Leave out the pictures and repeat the data exactly.

• • • • •

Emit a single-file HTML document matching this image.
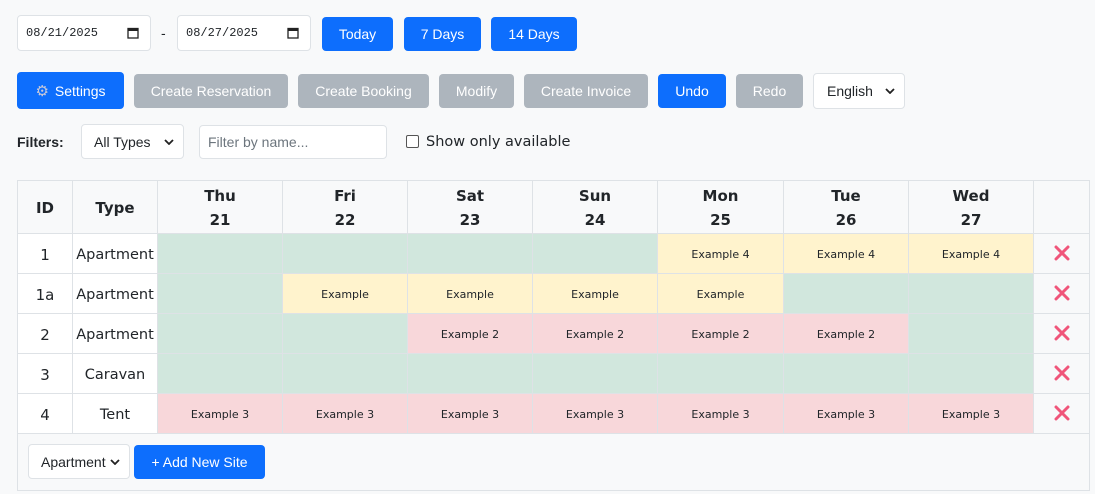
<!DOCTYPE html>
<html><head><style>
*{box-sizing:border-box;margin:0;padding:0}
body{width:1095px;height:494px;background:#f8f9fa;font-family:"Liberation Sans",sans-serif;position:relative;overflow:hidden;color:#212529}
.a{position:absolute}
.btn{position:absolute;border-radius:4px;color:#fff;font-size:14px;display:flex;align-items:center;justify-content:center}
.p{background:#0d6efd}.g{background:#adb5bd}
.inp{position:absolute;background:#fff;border:1px solid #dee2e6;border-radius:4px;display:flex;align-items:center;font-size:14px}
.mono{font-family:"Liberation Mono",monospace;font-size:12px}
table{position:absolute;left:17px;top:180px;border-collapse:collapse;table-layout:fixed;font-family:"DejaVu Sans",sans-serif}
td,th{border:1px solid #dee2e6;text-align:center;padding:0}
th{height:53px;background:#f8f9fa;font-size:15px;font-weight:bold;line-height:24px;padding-top:2px}
td{height:40px;font-size:11px;padding-top:2px}
td.id{font-size:15px;background:#fff}
td.t{font-size:14.5px;background:#fff}
.f{background:#d1e7dd}.y{background:#fff3cd}.r{background:#f8d7da}
td.x{background:#f8f9fa}
.chev{margin-left:auto;margin-right:9px;display:flex}
</style></head><body>
<svg width="0" height="0" style="position:absolute"><defs>
<symbol id="cal" viewBox="0 0 12 12"><rect x="1" y="1.5" width="10" height="9.5" fill="none" stroke="#222" stroke-width="1.3"/><rect x="1" y="1.5" width="10" height="2.5" fill="#222"/></symbol>
<symbol id="ch" viewBox="0 0 10 6"><path d="M1 1 L5 5 L9 1" fill="none" stroke="#222" stroke-width="1.8"/></symbol>
<symbol id="xx" viewBox="0 0 16 16"><path d="M2 2 L14 14 M14 2 L2 14" stroke="#f0557a" stroke-width="3" stroke-linecap="round"/></symbol>
</defs></svg>
<div class="inp mono" style="left:17px;top:15px;width:134px;height:36px;padding-left:8px">08/21/2025<svg style="margin-left:auto;margin-right:11px" width="12" height="12"><use href="#cal"/></svg></div>
<div class="a" style="left:161px;top:25px;font-size:14px">-</div>
<div class="inp mono" style="left:177px;top:15px;width:134px;height:36px;padding-left:8px">08/27/2025<svg style="margin-left:auto;margin-right:11px" width="12" height="12"><use href="#cal"/></svg></div>
<div class="btn p" style="left:322px;top:17px;width:71px;height:34px">Today</div>
<div class="btn p" style="left:404px;top:17px;width:77px;height:34px">7 Days</div>
<div class="btn p" style="left:491px;top:17px;width:86px;height:34px">14 Days</div>

<div class="btn p" style="left:17px;top:72px;width:107px;height:37px"><span style="color:#c9c9d9;margin-right:6px;font-size:15px;font-family:'DejaVu Sans',sans-serif">&#9881;</span>Settings</div>
<div class="btn g" style="left:134px;top:74px;width:154px;height:34px">Create Reservation</div>
<div class="btn g" style="left:298px;top:74px;width:131px;height:34px">Create Booking</div>
<div class="btn g" style="left:439px;top:74px;width:75px;height:34px">Modify</div>
<div class="btn g" style="left:524px;top:74px;width:124px;height:34px">Create Invoice</div>
<div class="btn p" style="left:658px;top:74px;width:68px;height:34px">Undo</div>
<div class="btn g" style="left:736px;top:74px;width:67px;height:34px">Redo</div>
<div class="inp" style="left:813px;top:73px;width:92px;height:36px;padding-left:13px">English<svg class="chev" width="10" height="6"><use href="#ch"/></svg></div>

<div class="a" style="left:17px;top:134px;font-size:14px;font-weight:bold">Filters:</div>
<div class="inp" style="left:81px;top:124px;width:103px;height:35px;padding-left:12px">All Types<svg class="chev" width="10" height="6"><use href="#ch"/></svg></div>
<div class="inp" style="left:199px;top:125px;width:188px;height:34px;padding-left:8px;color:#6c757d">Filter by name...</div>
<div class="a" style="left:406px;top:135px;width:13px;height:13px;border:1px solid #555;border-radius:2px;background:#fff"></div>
<div class="a" style="left:426px;top:134px;font-family:'DejaVu Sans',sans-serif;font-size:14.5px">Show only available</div>

<div class="a" style="left:17px;top:180px;width:1073px;height:311px;border:1px solid #dee2e6;background:#f8f9fa"></div>
<table>
<colgroup><col style="width:55px"><col style="width:85px"><col style="width:125px"><col style="width:125px"><col style="width:125px"><col style="width:125px"><col style="width:126px"><col style="width:125px"><col style="width:125px"><col style="width:56px"></colgroup>
<tr><th>ID</th><th>Type</th><th>Thu<br>21</th><th>Fri<br>22</th><th>Sat<br>23</th><th>Sun<br>24</th><th>Mon<br>25</th><th>Tue<br>26</th><th>Wed<br>27</th><th></th></tr>
<tr><td class="id">1</td><td class="t">Apartment</td><td class="f"></td><td class="f"></td><td class="f"></td><td class="f"></td><td class="y">Example 4</td><td class="y">Example 4</td><td class="y">Example 4</td><td class="x"><svg width="16" height="16"><use href="#xx"/></svg></td></tr>
<tr><td class="id">1a</td><td class="t">Apartment</td><td class="f"></td><td class="y">Example</td><td class="y">Example</td><td class="y">Example</td><td class="y">Example</td><td class="f"></td><td class="f"></td><td class="x"><svg width="16" height="16"><use href="#xx"/></svg></td></tr>
<tr><td class="id">2</td><td class="t">Apartment</td><td class="f"></td><td class="f"></td><td class="r">Example 2</td><td class="r">Example 2</td><td class="r">Example 2</td><td class="r">Example 2</td><td class="f"></td><td class="x"><svg width="16" height="16"><use href="#xx"/></svg></td></tr>
<tr><td class="id">3</td><td class="t">Caravan</td><td class="f"></td><td class="f"></td><td class="f"></td><td class="f"></td><td class="f"></td><td class="f"></td><td class="f"></td><td class="x"><svg width="16" height="16"><use href="#xx"/></svg></td></tr>
<tr><td class="id">4</td><td class="t">Tent</td><td class="r">Example 3</td><td class="r">Example 3</td><td class="r">Example 3</td><td class="r">Example 3</td><td class="r">Example 3</td><td class="r">Example 3</td><td class="r">Example 3</td><td class="x"><svg width="16" height="16"><use href="#xx"/></svg></td></tr>
</table>
<div class="inp" style="left:28px;top:444px;width:102px;height:35px;padding-left:12px">Apartment<svg class="chev" width="10" height="6"><use href="#ch"/></svg></div>
<div class="btn p" style="left:134px;top:445px;width:131px;height:34px">+ Add New Site</div>
</body></html>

• • • • •

Written solution:
Emit a single-file HTML document matching this image.
<!DOCTYPE html>
<html><head><style>
*{box-sizing:border-box;margin:0;padding:0}
body{width:1095px;height:494px;background:#f8f9fa;font-family:"Liberation Sans",sans-serif;position:relative;overflow:hidden;color:#212529}
.a{position:absolute}
.btn{position:absolute;border-radius:4px;color:#fff;font-size:14px;display:flex;align-items:center;justify-content:center}
.p{background:#0d6efd}.g{background:#adb5bd}
.inp{position:absolute;background:#fff;border:1px solid #dee2e6;border-radius:4px;display:flex;align-items:center;font-size:14px}
.mono{font-family:"Liberation Mono",monospace;font-size:12px}
table{position:absolute;left:17px;top:180px;border-collapse:collapse;table-layout:fixed;font-family:"DejaVu Sans",sans-serif}
td,th{border:1px solid #dee2e6;text-align:center;padding:0}
th{height:53px;background:#f8f9fa;font-size:15px;font-weight:bold;line-height:24px;padding-top:2px}
td{height:40px;font-size:11px;padding-top:2px}
td.id{font-size:15px;background:#fff}
td.t{font-size:14.5px;background:#fff}
.f{background:#d1e7dd}.y{background:#fff3cd}.r{background:#f8d7da}
td.x{background:#f8f9fa}
.chev{margin-left:auto;margin-right:9px;display:flex}
</style></head><body>
<svg width="0" height="0" style="position:absolute"><defs>
<symbol id="cal" viewBox="0 0 12 12"><rect x="1" y="1.5" width="10" height="9.5" fill="none" stroke="#222" stroke-width="1.3"/><rect x="1" y="1.5" width="10" height="2.5" fill="#222"/></symbol>
<symbol id="ch" viewBox="0 0 10 6"><path d="M1 1 L5 5 L9 1" fill="none" stroke="#222" stroke-width="1.8"/></symbol>
<symbol id="xx" viewBox="0 0 16 16"><path d="M2 2 L14 14 M14 2 L2 14" stroke="#f0557a" stroke-width="3" stroke-linecap="round"/></symbol>
</defs></svg>
<div class="inp mono" style="left:17px;top:15px;width:134px;height:36px;padding-left:8px">08/21/2025<svg style="margin-left:auto;margin-right:11px" width="12" height="12"><use href="#cal"/></svg></div>
<div class="a" style="left:161px;top:25px;font-size:14px">-</div>
<div class="inp mono" style="left:177px;top:15px;width:134px;height:36px;padding-left:8px">08/27/2025<svg style="margin-left:auto;margin-right:11px" width="12" height="12"><use href="#cal"/></svg></div>
<div class="btn p" style="left:322px;top:17px;width:71px;height:34px">Today</div>
<div class="btn p" style="left:404px;top:17px;width:77px;height:34px">7 Days</div>
<div class="btn p" style="left:491px;top:17px;width:86px;height:34px">14 Days</div>

<div class="btn p" style="left:17px;top:72px;width:107px;height:37px"><span style="color:#c9c9d9;margin-right:6px;font-size:15px;font-family:'DejaVu Sans',sans-serif">&#9881;</span>Settings</div>
<div class="btn g" style="left:134px;top:74px;width:154px;height:34px">Create Reservation</div>
<div class="btn g" style="left:298px;top:74px;width:131px;height:34px">Create Booking</div>
<div class="btn g" style="left:439px;top:74px;width:75px;height:34px">Modify</div>
<div class="btn g" style="left:524px;top:74px;width:124px;height:34px">Create Invoice</div>
<div class="btn p" style="left:658px;top:74px;width:68px;height:34px">Undo</div>
<div class="btn g" style="left:736px;top:74px;width:67px;height:34px">Redo</div>
<div class="inp" style="left:813px;top:73px;width:92px;height:36px;padding-left:13px">English<svg class="chev" width="10" height="6"><use href="#ch"/></svg></div>

<div class="a" style="left:17px;top:134px;font-size:14px;font-weight:bold">Filters:</div>
<div class="inp" style="left:81px;top:124px;width:103px;height:35px;padding-left:12px">All Types<svg class="chev" width="10" height="6"><use href="#ch"/></svg></div>
<div class="inp" style="left:199px;top:125px;width:188px;height:34px;padding-left:8px;color:#6c757d">Filter by name...</div>
<div class="a" style="left:406px;top:135px;width:13px;height:13px;border:1px solid #555;border-radius:2px;background:#fff"></div>
<div class="a" style="left:426px;top:134px;font-family:'DejaVu Sans',sans-serif;font-size:14.5px">Show only available</div>

<div class="a" style="left:17px;top:180px;width:1073px;height:311px;border:1px solid #dee2e6;background:#f8f9fa"></div>
<table>
<colgroup><col style="width:55px"><col style="width:85px"><col style="width:125px"><col style="width:125px"><col style="width:125px"><col style="width:125px"><col style="width:126px"><col style="width:125px"><col style="width:125px"><col style="width:56px"></colgroup>
<tr><th>ID</th><th>Type</th><th>Thu<br>21</th><th>Fri<br>22</th><th>Sat<br>23</th><th>Sun<br>24</th><th>Mon<br>25</th><th>Tue<br>26</th><th>Wed<br>27</th><th></th></tr>
<tr><td class="id">1</td><td class="t">Apartment</td><td class="f"></td><td class="f"></td><td class="f"></td><td class="f"></td><td class="y">Example 4</td><td class="y">Example 4</td><td class="y">Example 4</td><td class="x"><svg width="16" height="16"><use href="#xx"/></svg></td></tr>
<tr><td class="id">1a</td><td class="t">Apartment</td><td class="f"></td><td class="y">Example</td><td class="y">Example</td><td class="y">Example</td><td class="y">Example</td><td class="f"></td><td class="f"></td><td class="x"><svg width="16" height="16"><use href="#xx"/></svg></td></tr>
<tr><td class="id">2</td><td class="t">Apartment</td><td class="f"></td><td class="f"></td><td class="r">Example 2</td><td class="r">Example 2</td><td class="r">Example 2</td><td class="r">Example 2</td><td class="f"></td><td class="x"><svg width="16" height="16"><use href="#xx"/></svg></td></tr>
<tr><td class="id">3</td><td class="t">Caravan</td><td class="f"></td><td class="f"></td><td class="f"></td><td class="f"></td><td class="f"></td><td class="f"></td><td class="f"></td><td class="x"><svg width="16" height="16"><use href="#xx"/></svg></td></tr>
<tr><td class="id">4</td><td class="t">Tent</td><td class="r">Example 3</td><td class="r">Example 3</td><td class="r">Example 3</td><td class="r">Example 3</td><td class="r">Example 3</td><td class="r">Example 3</td><td class="r">Example 3</td><td class="x"><svg width="16" height="16"><use href="#xx"/></svg></td></tr>
</table>
<div class="inp" style="left:28px;top:444px;width:102px;height:35px;padding-left:12px">Apartment<svg class="chev" width="10" height="6"><use href="#ch"/></svg></div>
<div class="btn p" style="left:134px;top:445px;width:131px;height:34px">+ Add New Site</div>
</body></html>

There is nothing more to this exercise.